APL 3279 Da milagrosa Imagem de nossa Senhora do Rosario da Restauraçaõ, que se venera na sua Ermida do Grilo
Depois daquelle memoravel Sabbado primeiro de Dezembro do anno de 1640. porque se obrou aquella heroica acção da felice acclamaçaõ do Serenissimo Rey Dom Joaõ IV. de saudosa memoria, sahiraõ varios fidalgos a render as fortalezas, q’ à Cidade de Lisboa ficavaõ visinhas. Hum destes foy Dom Gastaõ Coutinho, que tinha sido hum dos quarenta que concorrèraõ para a liberdade da Patria, tirando o Reyno de Portugal da sojeiçaõ de Castella, restituindo-o à Serenissima Casa de Bragança, a quem havia tantos annos estava usurpado. A este Fidalgo tocou ir render a fortaleza de Cascaes, em que depois do grande trabalho que de taes acçoens se origináraõ, entrou dentro nella em os dez do mesmo mez, & anno. E tratando de ir dar as graças, a quem pelo bom sucesso do rendimento se deviam; foy à Ermida da mesma fortaleza, em cujo Altar achou hũa Imagem de nossa Senhora do Rosario, (que he a mesma que hoje se venera na Ermida do Grilo, entre o Convento de S. Francisco de Xabregas, & os do Monte Olivete de Agostinhos Descalços, & Agostinhas Descalças) à qual depois de lhe dar as graças peça merce que Deos lhe tinha feito de lograr aquella facçaõ tam desejada; pedio favor à mesma Senhora para a continuaçaõ da começada empresa da acclamaçaõ, & restauraçaõ do Reyno, prometendolhe que se lhe desse bom sucesso nella, lhe faria hũa Casa aonde com mais decencia fosse venerada.

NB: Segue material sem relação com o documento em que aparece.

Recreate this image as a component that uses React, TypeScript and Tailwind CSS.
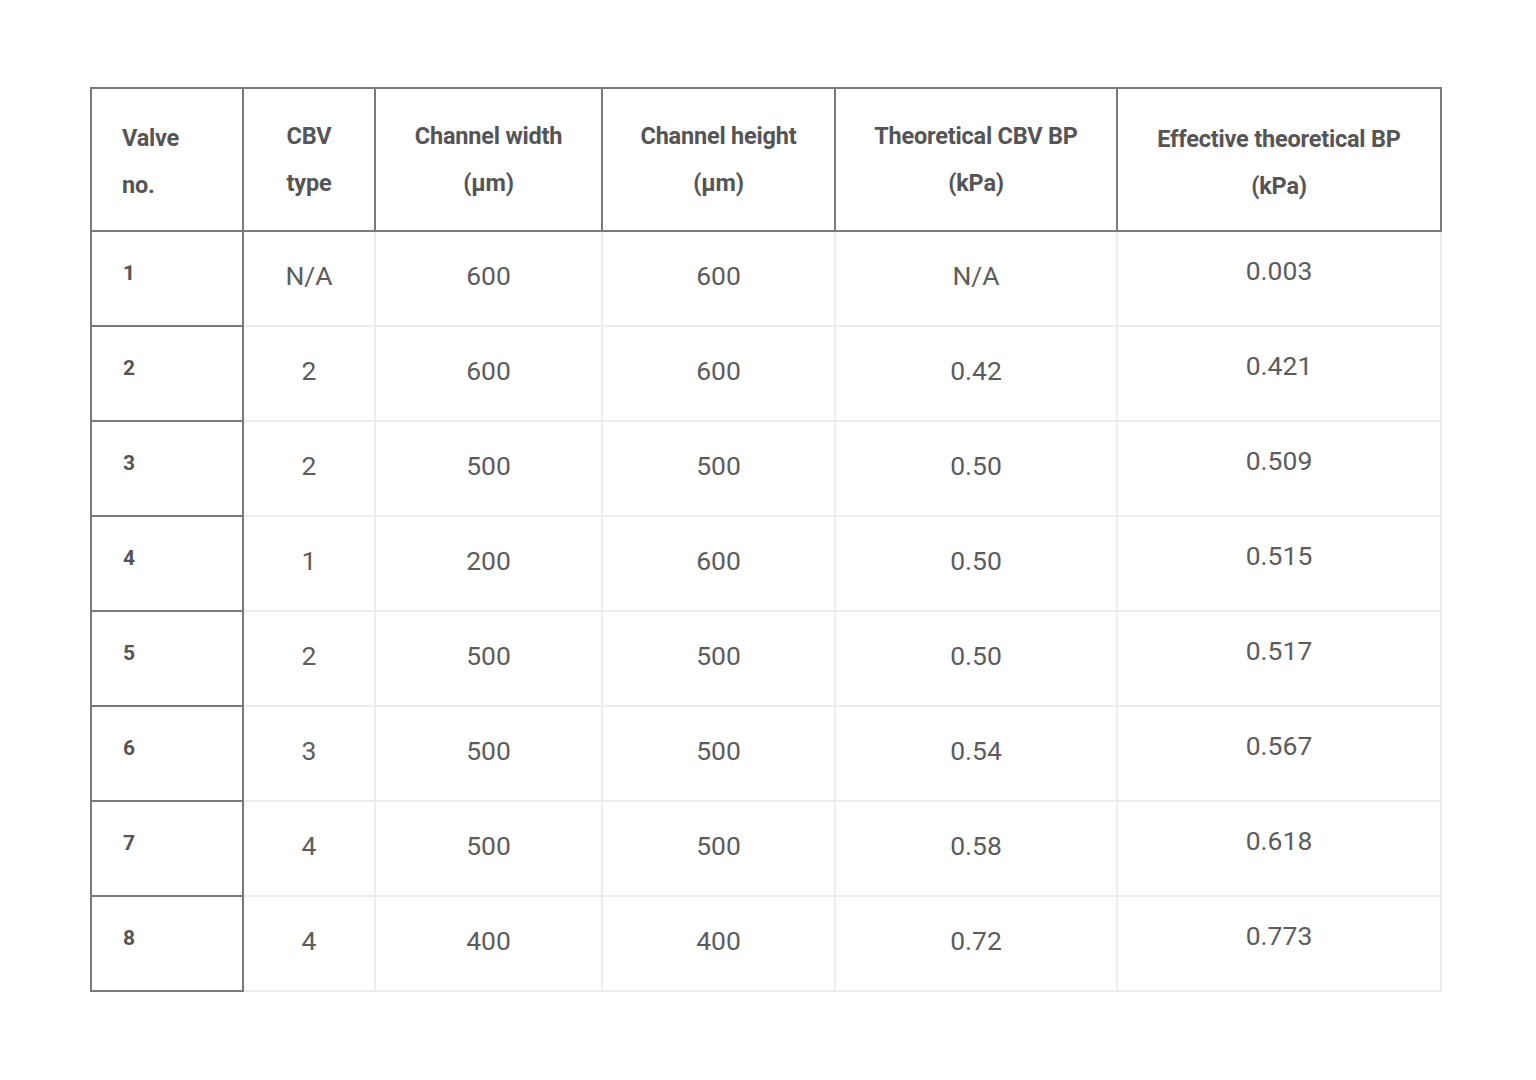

Feito este voto, q’ D. Gastaõ Coutinho naõ communicou a pessoa algũa, tomou a Imagem da Senhora do Altar, naõ como despojo do inimigo; mas por premio da vitoria, (deixando em seu lugar outra que para isto mandou fazer logo) & a mandou a sua mulher D. Isabel Ferràs, para que a collocasse no oratorio da quinta do Grilo, que era de seu conhado Francisco Gonçalves da Camara, & Atayde, aonde ella entaõ morava. Vencida de todo à fortaleza de Cascaes, se recolheo D. Gastaõ à sua casa, donde logo ElRey D. Joaõ o mandou por General da Provincia de entre Douro, & Minho, para onde partio no primeiro de Janeiro de 1641. aonde assistio com a mesma occupaçaõ atè o fim do anno de 1642. Na referida quinta do Grilo deixou a sua mulher, em cujo serviço havia huma moça muyto simplez, mas muyto devota de nossa Senhora, a quem o tempo occultou o nome, deixandolhe só o de Antunes, com q’ sempre entre a gente da casa era nomeada. Era esta moça natural de Lisboa, & nascida na freguesia de Santa Justa: a ella appareceo a Senhora por repetidas vezes, & lhe mandou dissesse a D. Gastaõ Coutinho, que satisfizesse a sua promessa, edificandolhe a Casa que lhe prometèra. Naõ se achava a moça Antunes digna da embaixada, & assim com sinceridade disse à Senhora que elegessea outra pessoa; porque a ella lhe naõ haviaõ de dar credito. E como para manifestaçaõ de suas maravilhas queria Deos, & a Senhora, que a sincera moça fosse a mensageira, lhe tornou a dizer a mesma Senhora, que o fizesse; porque se lhe havia de dar inteiro credito.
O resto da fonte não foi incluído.